Le Dr Stéphane McLachlan est un professeur agrégé au département de l’environnement et de la géographie de l’Université du Manitoba. Il cherche toujours à s’associer avec des étudiants du premier cycle ou avec des diplômés motivés et à l’esprit altruiste, ainsi qu’avec des travailleurs postdoctoraux qui s’intéressent à la conservation de l’environnement, à la restauration écologique et à l’interface entre les systèmes humains et les systèmes biophysiques.

La plupart des zones restaurées de prairie à herbes hautes du Manitoba sont des habitats construits.
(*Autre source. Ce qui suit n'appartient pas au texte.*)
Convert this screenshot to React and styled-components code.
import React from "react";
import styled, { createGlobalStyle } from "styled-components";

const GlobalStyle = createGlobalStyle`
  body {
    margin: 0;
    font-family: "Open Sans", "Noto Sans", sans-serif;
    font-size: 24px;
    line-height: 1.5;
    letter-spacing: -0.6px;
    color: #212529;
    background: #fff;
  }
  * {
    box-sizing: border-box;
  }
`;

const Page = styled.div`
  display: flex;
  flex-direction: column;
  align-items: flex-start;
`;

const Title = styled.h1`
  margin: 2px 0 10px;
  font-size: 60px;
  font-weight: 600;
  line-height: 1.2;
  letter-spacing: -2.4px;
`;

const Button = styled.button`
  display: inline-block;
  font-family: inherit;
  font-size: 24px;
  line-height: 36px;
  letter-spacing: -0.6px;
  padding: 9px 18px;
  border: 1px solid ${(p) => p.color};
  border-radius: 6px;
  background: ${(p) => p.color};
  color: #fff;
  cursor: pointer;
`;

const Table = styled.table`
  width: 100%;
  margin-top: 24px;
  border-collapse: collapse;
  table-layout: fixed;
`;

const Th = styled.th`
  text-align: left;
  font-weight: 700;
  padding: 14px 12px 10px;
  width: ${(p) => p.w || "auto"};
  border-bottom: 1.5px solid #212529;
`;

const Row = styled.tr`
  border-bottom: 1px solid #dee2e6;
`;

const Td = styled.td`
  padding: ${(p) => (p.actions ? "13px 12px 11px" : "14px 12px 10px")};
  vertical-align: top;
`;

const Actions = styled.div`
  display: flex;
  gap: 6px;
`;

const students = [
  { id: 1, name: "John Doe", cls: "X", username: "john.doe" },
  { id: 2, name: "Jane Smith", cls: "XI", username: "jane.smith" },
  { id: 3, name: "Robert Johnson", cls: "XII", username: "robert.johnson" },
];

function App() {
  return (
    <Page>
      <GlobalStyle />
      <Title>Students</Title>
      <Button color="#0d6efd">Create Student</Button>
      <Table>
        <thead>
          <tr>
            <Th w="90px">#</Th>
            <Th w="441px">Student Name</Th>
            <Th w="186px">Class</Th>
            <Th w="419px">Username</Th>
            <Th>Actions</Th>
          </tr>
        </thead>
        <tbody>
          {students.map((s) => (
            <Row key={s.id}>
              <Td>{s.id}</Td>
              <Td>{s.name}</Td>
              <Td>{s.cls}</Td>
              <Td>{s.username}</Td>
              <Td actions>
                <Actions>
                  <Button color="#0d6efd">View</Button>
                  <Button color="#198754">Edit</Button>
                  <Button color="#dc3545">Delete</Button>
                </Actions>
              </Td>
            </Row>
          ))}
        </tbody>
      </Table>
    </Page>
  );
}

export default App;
Bien que les chances de succès de la restauration d’habitats naturels existants mais dégradés soient très élevées (McDonald, 2000), nous disposons de peu de données sur la restauration de la prairie à herbes hautes dans notre région. Depuis 1999, nous étudions les effets de divers traitements, dont la fertilisation, la perturbation et l’ensemencement, sur une terre de 4 acres (1,6 hectares) ayant déjà servi à l’agriculture (Sveinson, 2003), située dans la Réserve écologique de la prairie des herbes hautes manitobaines du sud-est du Manitoba (photo 1). Dans cet article, nous présentons l’un des volets de notre étude qui visait à examiner l’usage éventuel d’un herbicide à base de glyphosate pour faire germer les semences indigènes de terres dégradées.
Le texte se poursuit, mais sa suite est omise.